Freeport Indonesia president director Rozik Soetjipto said on Thursday that the company would have to cut its production by 60 percent, since the existing smelting plant it used would not be able to process the company's entire ore output.
He also said that the copper and gold mining giant would have to lay off more than half of the company's employees, or around 16,000 workers. 'If forced, we are ready with production adjustment.

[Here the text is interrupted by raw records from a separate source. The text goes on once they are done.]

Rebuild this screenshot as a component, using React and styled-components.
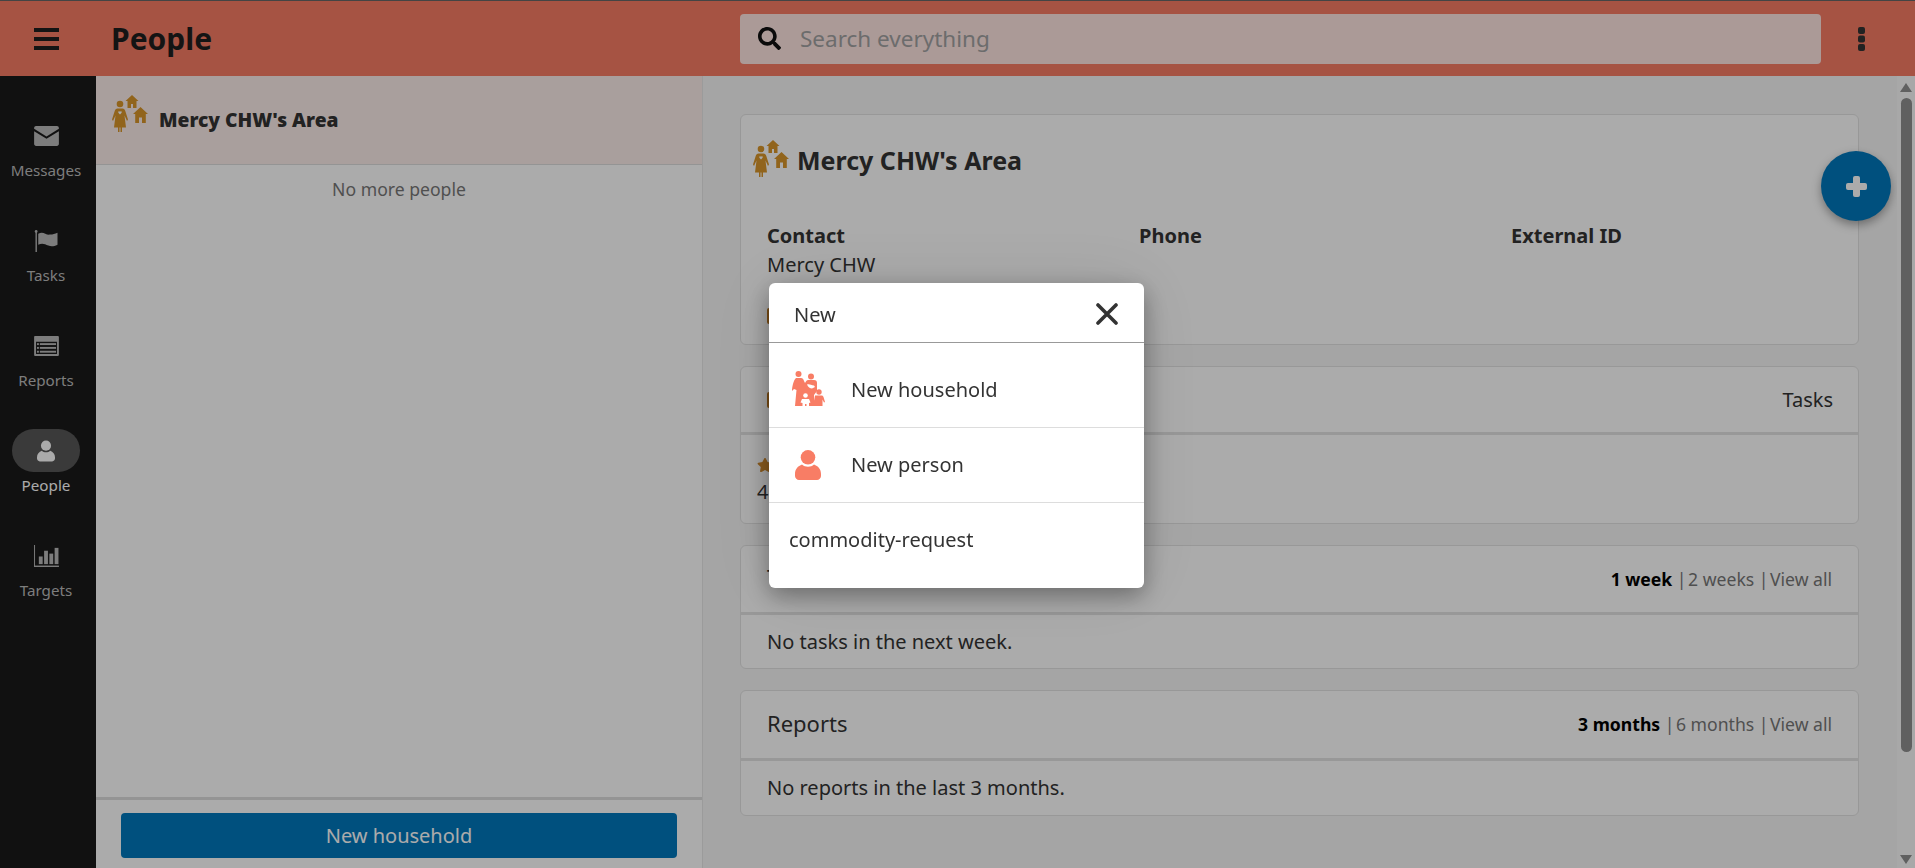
import React from "react";
import styled, { createGlobalStyle } from "styled-components";
import { FaSearch, FaStar } from "react-icons/fa";

const GlobalStyle = createGlobalStyle`
  html, body, #root {
    height: 100%;
    margin: 0;
  }
  body {
    overflow: hidden;
    font-family: "Noto Sans", "Open Sans", sans-serif;
    color: #333;
    background: #fff;
  }
  * { box-sizing: border-box; }
`;

const Page = styled.div`
  height: 868px;
  display: flex;
  flex-direction: column;
  border-top: 1px solid #666;
`;

const Header = styled.header`
  height: 75px;
  flex: none;
  display: flex;
  align-items: center;
  background: #f87d65;
  color: #222;
`;

const MenuButton = styled.div`
  width: 96px;
  padding-left: 34px;
  display: flex;
`;

const PageTitle = styled.h1`
  margin: 0;
  width: 628px;
  padding-left: 15px;
  font-size: 30px;
  font-weight: 700;
  color: #1f1f1f;
`;

const SearchBox = styled.div`
  width: 1081px;
  height: 50px;
  margin-left: 16px;
  padding-left: 18px;
  display: flex;
  align-items: center;
  gap: 19px;
  border-radius: 4px;
  background: #ffe6e2;
  color: #111;
  font-size: 23px;
  span {
    font-size: 22.5px;
    color: #a2a2a2;
  }
`;

const MoreButton = styled.div`
  margin-left: 37px;
  display: flex;
`;

const Body = styled.div`
  flex: 1;
  min-height: 0;
  display: flex;
`;

const Sidebar = styled.nav`
  width: 96px;
  flex: none;
  background: #1a1a1a;
  padding: 38px 4px 0 0;
  display: flex;
  flex-direction: column;
`;

const NavItem = styled.div`
  height: 105px;
  display: flex;
  flex-direction: column;
  align-items: center;
  font-size: 15.2px;
  color: ${(p) => (p.$active ? "#fff" : "#bbb")};
`;

const NavIcon = styled.div`
  width: 68px;
  height: 43px;
  flex: none;
  display: flex;
  align-items: center;
  justify-content: center;
  border-radius: 22px;
  background: ${(p) => (p.$active ? "#575757" : "transparent")};
  margin-bottom: 3px;
`;

const ListPane = styled.aside`
  width: 607px;
  flex: none;
  display: flex;
  flex-direction: column;
  border-right: 1px solid #e8e8e8;
  background: #fff;
`;

const AreaRow = styled.div`
  height: 89px;
  flex: none;
  display: flex;
  padding: 19px 16px;
  gap: 11px;
  background: #fdeeeb;
  border-bottom: 1px solid #ddd;
  font-size: 19.2px;
  font-weight: 700;
  color: #333;
  strong {
    padding-top: 12px;
    line-height: 25px;
  }
`;

const NoMore = styled.div`
  flex: 1;
  padding-top: 12px;
  text-align: center;
  font-size: 17.6px;
  color: #777;
`;

const Footer = styled.div`
  height: 71px;
  flex: none;
  padding: 13px 25px 0;
  border-top: 3px solid #ddd;
`;

const WideButton = styled.div`
  height: 45px;
  display: flex;
  align-items: center;
  justify-content: center;
  border-radius: 4px;
  background: #0078bd;
  color: #fff;
  font-size: 20px;
`;

const Content = styled.main`
  position: relative;
  flex: 1;
  min-width: 0;
  padding: 38px 56px 0 37px;
  background: #f7f7f7;
  display: flex;
  flex-direction: column;
  gap: 21px;
`;

const Card = styled.section`
  border: 1px solid #e3e3e3;
  border-radius: 6px;
  background: #fff;
  font-size: 20px;
`;

const SummaryCard = styled(Card)`
  height: 231px;
  padding: 24px 12px;
`;

const SummaryTitle = styled.h2`
  margin: 0;
  display: flex;
  align-items: center;
  gap: 8px;
  font-size: 25px;
  font-weight: 700;
  color: #333;
  span {
    padding-top: 4px;
  }
`;

const FieldGrid = styled.div`
  margin-top: 44px;
  padding-left: 14px;
  display: grid;
  grid-template-columns: repeat(3, 372px);
  line-height: 29px;
  b {
    display: block;
  }
`;

const FieldRow = styled.div`
  margin-top: 29px;
  padding-left: 14px;
  display: flex;
`;

const CardHead = styled.div`
  height: ${(p) => p.$h || 69}px;
  padding: 0 25px 0 26px;
  display: flex;
  align-items: center;
  justify-content: space-between;
  border-bottom: 3px solid #e3e3e3;
  font-size: 22px;
`;

const HeadTitle = styled.span`
  padding-bottom: 4px;
`;

const HeadAside = styled.span`
  font-size: 20px;
`;

const CardBody = styled.div`
  padding: ${(p) => p.$top || 14}px 26px 0;
  min-height: ${(p) => p.$h || 53}px;
  line-height: 26px;
`;

const StatBody = styled(CardBody)`
  padding-left: 16px;
`;

const RangeLinks = styled.div`
  margin-right: 1px;
  padding-bottom: 1px;
  font-size: 17.6px;
  color: #777;
  b { color: #000; }
  i {
    display: inline-block;
    width: 1.5px;
  }
`;

const Fab = styled.div`
  position: absolute;
  top: 75px;
  right: 24px;
  width: 70px;
  height: 70px;
  display: flex;
  align-items: center;
  justify-content: center;
  border-radius: 50%;
  background: #0078bd;
  box-shadow: 0 4px 10px rgba(0, 0, 0, 0.35);
`;

const ScrollTrack = styled.div`
  position: absolute;
  top: 0;
  bottom: 0;
  right: 0;
  width: 18px;
  background: #fbfbfb;
`;

const ScrollThumb = styled.div`
  position: absolute;
  top: 22px;
  left: 4px;
  width: 11px;
  height: 654px;
  border-radius: 6px;
  background: #8f8f8f;
`;

const ScrollArrow = styled.div`
  position: absolute;
  left: 3px;
  ${(p) => (p.$down ? "bottom: 4px;" : "top: 7px;")}
  border-left: 6.5px solid transparent;
  border-right: 6.5px solid transparent;
  ${(p) => (p.$down ? "border-top: 9px solid #8f8f8f;" : "border-bottom: 9px solid #8f8f8f;")}
`;

const Backdrop = styled.div`
  position: fixed;
  inset: 0;
  background: rgba(0, 0, 0, 0.33);
`;

const Modal = styled.div`
  position: fixed;
  top: 283px;
  left: 769px;
  width: 375px;
  height: 305px;
  border-radius: 6px;
  background: #fff;
  box-shadow: 0 8px 24px rgba(0, 0, 0, 0.35), 0 0 70px rgba(0, 0, 0, 0.1);
  color: #333;
`;

const ModalHead = styled.div`
  height: 60px;
  padding: 3px 26px 0 25px;
  display: flex;
  align-items: center;
  justify-content: space-between;
  border-bottom: 1px solid #999;
  font-size: 20px;
`;

const ModalRow = styled.div`
  height: ${(p) => p.$h}px;
  padding: ${(p) => p.$top || 0}px 0 ${(p) => p.$bottom || 0}px 20px;
  display: flex;
  align-items: center;
  font-size: 20px;
  border-bottom: ${(p) => (p.$last ? "none" : "1px solid #ddd")};
`;

const RowIcon = styled.div`
  width: 38px;
  margin-right: 24px;
  display: flex;
  justify-content: center;
`;

function PersonIcon({ width = 18, height = 22, color = "#fff" }) {
  return (
    <svg width={width} height={height} viewBox="0 0 26 30" fill={color}>
      <circle cx="13" cy="7.300" r="7.300" />
      <path d="M0 24c0-5 3-8 7-9.500 3 3 9 3 12 0 4 1.500 7 4.500 7 9.500v2c0 2-2 4-4 4H4c-2 0-4-2-4-4z" />
    </svg>
  );
}

function FamilyIcon() {
  return (
    <svg width="33" height="36" viewBox="0 0 33 36" fill="#f87d65">
      <circle cx="6.500" cy="3" r="3" />
      <circle cx="19" cy="5.500" r="3" />
      <circle cx="27" cy="21" r="2.700" />
      <path d="M4 7h5c1.500 0 2.500 1 3 3l1 2c1-2 2-3 3-3h6c2 0 3 1 3 3v8l-3 4v11H3l1.500-16-2.500-1 -2 2c0-4 1.500-11 4-13z" />
      <path d="M23 24.500h6.500c1 0 1.800.6 2 1.500l1.500 5-1 .5-1.500-3V35H21z" />
      <circle cx="13.500" cy="24.500" r="2.300" fill="#fff" />
      <path d="M10 28h7l1.500 3.500-1.500.5V35.500h-2.500V33h-1.500v2.500H10.500V32l-2-.5z" fill="#fff" />
      <path d="M15 13.500c2-1 4 .5 7 1l1 1.500-3 1.500c-2 0-4-1.500-5-4z" fill="#fff" />
    </svg>
  );
}

function AreaIcon() {
  return (
    <svg width="36" height="37" viewBox="0 0 36 37" fill="#d9962b">
      <circle cx="8" cy="9" r="3.300" />
      <path d="M5.500 13.500h5c1.500 0 2.300 1 2.800 2.500l2.700 8.500-1 1.500-2.500-5.500 1.500 12H10v5H8.500v-5h-1v5H6v-5H2l1.500-12L1 26l-1-1.500 2.700-8.500c.5-1.500 1.300-2.500 2.800-2.500z" />
      <path d="M6.500 16.500c.8-.6 1.500 0 1.500.4 0-.4.700-1 1.500-.4.7.7 0 1.700-1.500 3-1.500-1.300-2.200-2.300-1.500-3z" fill="#fff" />
      <path d="M20 0l6.500 6H24.500v7H21v-4h-2v4h-3.500V6h-2z" />
      <path d="M28.500 12l7.500 7h-2.200v9H30v-5.500h-3V28h-3.800v-9H21z" />
    </svg>
  );
}

function BrownMark() {
  return (
    <svg width="20" height="16" viewBox="0 0 20 16" fill="#b8741e">
      <rect width="20" height="16" rx="2" />
    </svg>
  );
}

function BarsIcon() {
  return (
    <svg width="25" height="22" viewBox="0 0 25 22" fill="#1f1f1f">
      <rect width="25" height="4" />
      <rect y="9" width="25" height="4" />
      <rect y="18" width="25" height="4" />
    </svg>
  );
}

function DotsIcon() {
  return (
    <svg width="7" height="24" viewBox="0 0 7 24" fill="#333">
      <rect width="7" height="7" rx="2" />
      <rect y="8.500" width="7" height="7" rx="2" />
      <rect y="17" width="7" height="7" rx="2" />
    </svg>
  );
}

function PlusIcon() {
  return (
    <svg width="21" height="21" viewBox="0 0 21 21" fill="#fff">
      <rect x="7" width="7" height="21" rx="2" />
      <rect y="7" width="21" height="7" rx="2" />
    </svg>
  );
}

function CloseIcon() {
  return (
    <svg width="22" height="22" viewBox="0 0 22 22" stroke="#333" strokeWidth="3.600" strokeLinecap="round">
      <path d="M2 2l18 18M20 2L2 20" />
    </svg>
  );
}

function EnvelopeIcon() {
  return (
    <svg width="25" height="20" viewBox="0 0 26 21" fill="#bbb">
      <path d="M2 0h22c1 0 2 1 2 2v1L13 11 0 3V2c0-1 1-2 2-2z" />
      <path d="M0 5.500l13 8 13-8V19c0 1-1 2-2 2H2c-1 0-2-1-2-2z" />
    </svg>
  );
}

function FlagIcon() {
  return (
    <svg width="25" height="22" viewBox="0 0 26 24" fill="#bbb">
      <rect x="1" y="1" width="1.500" height="23" />
      <circle cx="1.700" cy="1.500" r="1.500" />
      <path d="M4 4c6-3 8 2 13 1 3 0 5-1 8-2v13c-4 2-7 2-10 1-4-2-7-3-11-1z" />
    </svg>
  );
}

function ReportIcon() {
  return (
    <svg width="25" height="20" viewBox="0 0 26 21" fill="#bbb">
      <path d="M1 0h24c1 0 1 1 1 1v19c0 1-1 1-1 1H1c-1 0-1-1-1-1V1c0-1 1-1 1-1zM2 6v13h22V6z" fillRule="evenodd" />
      <rect x="3" y="7.500" width="2" height="2" />
      <rect x="6" y="7.500" width="17" height="2" />
      <rect x="3" y="11.500" width="2" height="2" />
      <rect x="6" y="11.500" width="17" height="2" />
      <rect x="3" y="15.500" width="2" height="2" />
      <rect x="6" y="15.500" width="17" height="2" />
    </svg>
  );
}

function ChartIcon() {
  return (
    <svg width="25" height="22" viewBox="0 0 26 23" fill="#bbb">
      <rect x="0" y="0" width="1" height="23" />
      <rect x="0" y="21.500" width="26" height="1.500" />
      <rect x="5" y="12" width="4" height="8" />
      <rect x="10.500" y="6" width="4" height="14" />
      <rect x="16" y="9" width="4" height="11" />
      <rect x="21.500" y="3" width="4" height="17" />
    </svg>
  );
}

const navItems = [
  { label: "Messages", icon: <EnvelopeIcon /> },
  { label: "Tasks", icon: <FlagIcon /> },
  { label: "Reports", icon: <ReportIcon /> },
  { label: "People", icon: <PersonIcon />, active: true },
  { label: "Targets", icon: <ChartIcon /> },
];

export default function App() {
  return (
    <>
      <GlobalStyle />
      <Page>
        <Header>
          <MenuButton><BarsIcon /></MenuButton>
          <PageTitle>People</PageTitle>
          <SearchBox>
            <FaSearch />
            <span>Search everything</span>
          </SearchBox>
          <MoreButton><DotsIcon /></MoreButton>
        </Header>
        <Body>
          <Sidebar>
            {navItems.map((item) => (
              <NavItem key={item.label} $active={item.active}>
                <NavIcon $active={item.active}>{item.icon}</NavIcon>
                {item.label}
              </NavItem>
            ))}
          </Sidebar>
          <ListPane>
            <AreaRow>
              <AreaIcon />
              <strong>Mercy CHW's Area</strong>
            </AreaRow>
            <NoMore>No more people</NoMore>
            <Footer><WideButton>New household</WideButton></Footer>
          </ListPane>
          <Content>
            <SummaryCard>
              <SummaryTitle><AreaIcon /><span>Mercy CHW's Area</span></SummaryTitle>
              <FieldGrid>
                <div><b>Contact</b>Mercy CHW</div>
                <div><b>Phone</b></div>
                <div><b>External ID</b></div>
              </FieldGrid>
              <FieldRow><BrownMark /></FieldRow>
            </SummaryCard>
            <Card>
              <CardHead $h={68}><BrownMark /><HeadAside>Tasks</HeadAside></CardHead>
              <StatBody $top={18} $h={88}><FaStar color="#d08a2e" size={16} /><br />4</StatBody>
            </Card>
            <Card>
              <CardHead>
                <HeadTitle>Tasks</HeadTitle>
                <RangeLinks><b>1 week</b> |<i />2 weeks |<i />View all</RangeLinks>
              </CardHead>
              <CardBody>No tasks in the next week.</CardBody>
            </Card>
            <Card>
              <CardHead $h={70}>
                <HeadTitle>Reports</HeadTitle>
                <RangeLinks><b>3 months</b> |<i />6 months |<i />View all</RangeLinks>
              </CardHead>
              <CardBody $h={54}>No reports in the last 3 months.</CardBody>
            </Card>
            <Fab><PlusIcon /></Fab>
            <ScrollTrack>
              <ScrollArrow />
              <ScrollThumb />
              <ScrollArrow $down />
            </ScrollTrack>
          </Content>
        </Body>
      </Page>
      <Backdrop />
      <Modal>
        <ModalHead>
          <span>New</span>
          <CloseIcon />
        </ModalHead>
        <ModalRow $h={85} $top={8}>
          <RowIcon><FamilyIcon /></RowIcon>
          New household
        </ModalRow>
        <ModalRow $h={75} $bottom={1}>
          <RowIcon><PersonIcon color="#f87d65" width={26} height={30} /></RowIcon>
          New person
        </ModalRow>
        <ModalRow $h={75} $bottom={2} $last>commodity-request</ModalRow>
      </Modal>
    </>
  );
}
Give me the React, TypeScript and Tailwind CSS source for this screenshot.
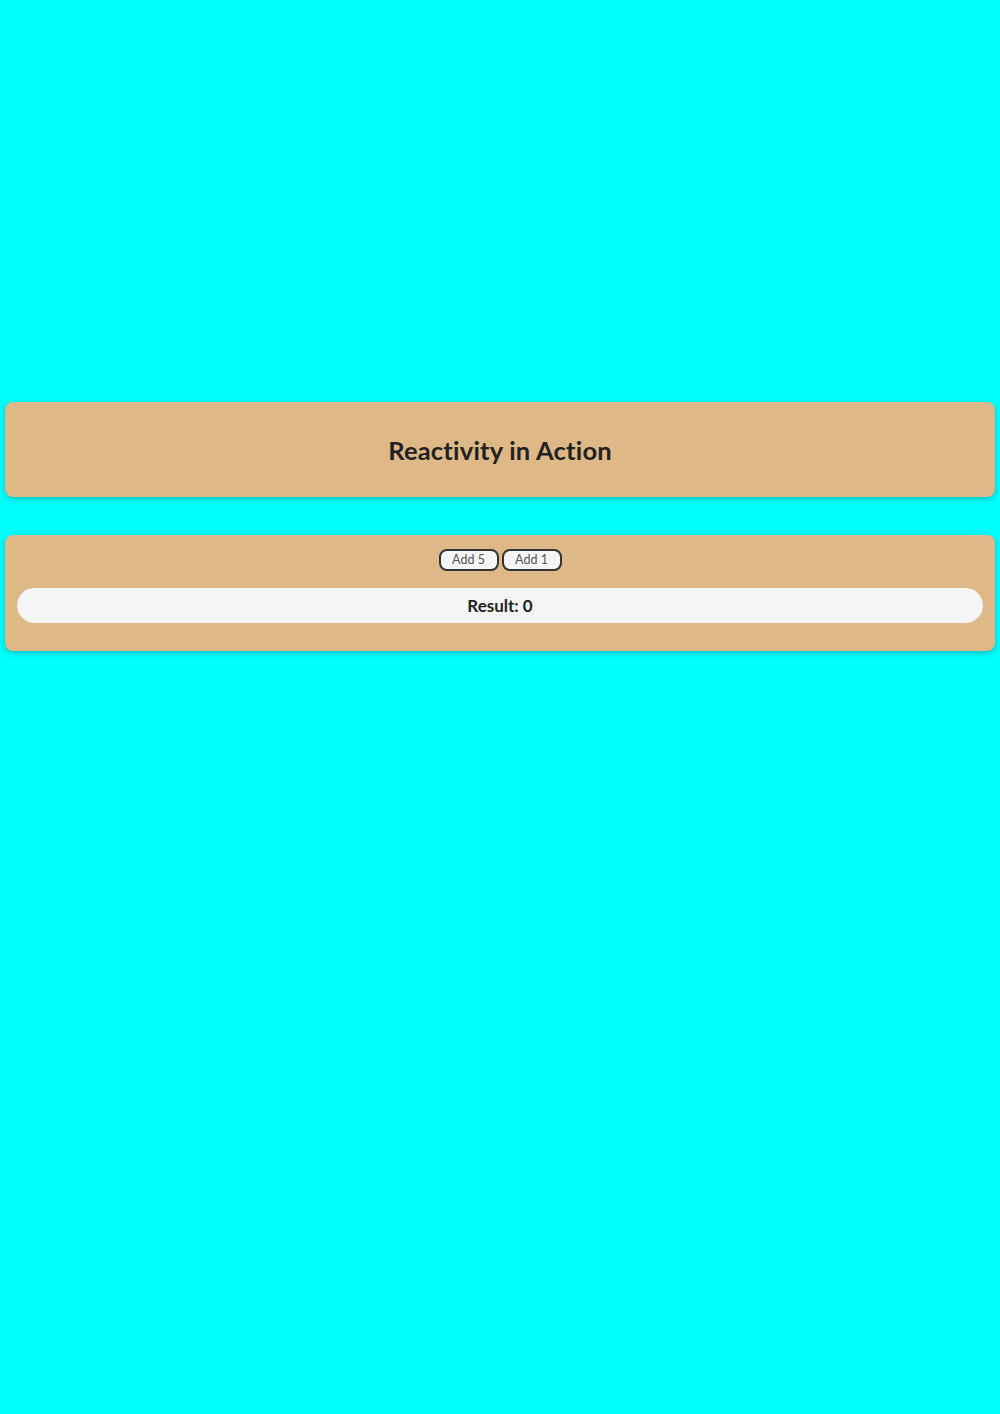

However, we don't know how long that can last.
The overhead cost will be huge, and layoffs will happen,' Rozik said over the phone on Thursday.
Currently, Freeport Indonesia delivers 40 percent of its annual production of around 2.5 million tons of copper concentrates to a local smelter belonging to PT Smelting in Gresik, East Java. The company has a 25 percent stake in Smelting, which produces 300,000 tons of copper cathode per year.
Rozik said that the 60 percent cut in production would cause a 65 percent drop in its sales, a loss of about US$5 billion a year. The fall in revenue would result in the government missing out on roughly $1.6 billion from taxes, royalties and dividends.
Rozik said that Freeport was petitioning the government to allow it to continue to export its copper concentrates, which the company said had been half-processed to add value.
He said that allowing Freeport to export its copper would not breach the law. 'We are trying to convince the government that the impact of this will be tremendous, for the company, government and society,' he said.
Industry players are waiting to see whether the government will fully implement the 2009 Mining Law, which requires mining companies to process their ores domestically before export. The law, which is to go into force Jan. 12 next year, will consequently prohibit the export of unprocessed ore.
The government failed to persuade lawmakers last week to allow an exemption for miners that had shown a commitment to building smelters. The government is still looking for a way to sidestep the law, possibly by adjusting the minimum purity level for processed ores.
Mining companies have known since 2009 that they would have to build smelters to comply with the law, but so far few have.
Indonesia is a major supplier of several minerals needed for industries around the world. Consequently, any ban in ore export will tighten the world's supply and drive up prices, which have been falling due to the weakened global economy.
In anticipation of the ban, large Japanese nickel producers are seeking to increase ore purchases from the Philippines and New Caledonia, Bloomberg reported on Thursday. Sumitomo Metal Mining Co. will secure 40 percent of its imports from the Philippines and 60 percent from New Caledonia. Pacific Metals Co. and Nippon Yakin Kogyo Co. will make similar moves.
'No doubt it's going to be chaos in January if Indonesia stops ore shipments. Because of the concern, we've halted imports from Indonesia from this month through next March,' Nippon Yakin spokesman Yusuke Takahashi said.
Indonesia supplied 44 percent of Japan's nickel ore imports of 4.7 million metric tons last year, trade data quoted by Bloomberg shows. Indonesia also provided more than half of China's nickel ore imports of 65 million tons in 2012, along with 47 percent of the Philippines'.
Three-month futures on the London Metal Exchange rose 0.9 percent to $14,150 a ton at 2:03 p.m. in Tokyo after touching a one-month high of $14,180 yesterday. Prices may average $14,750 a ton in the first quarter and $15,250 in the final, Barclays Plc estimates.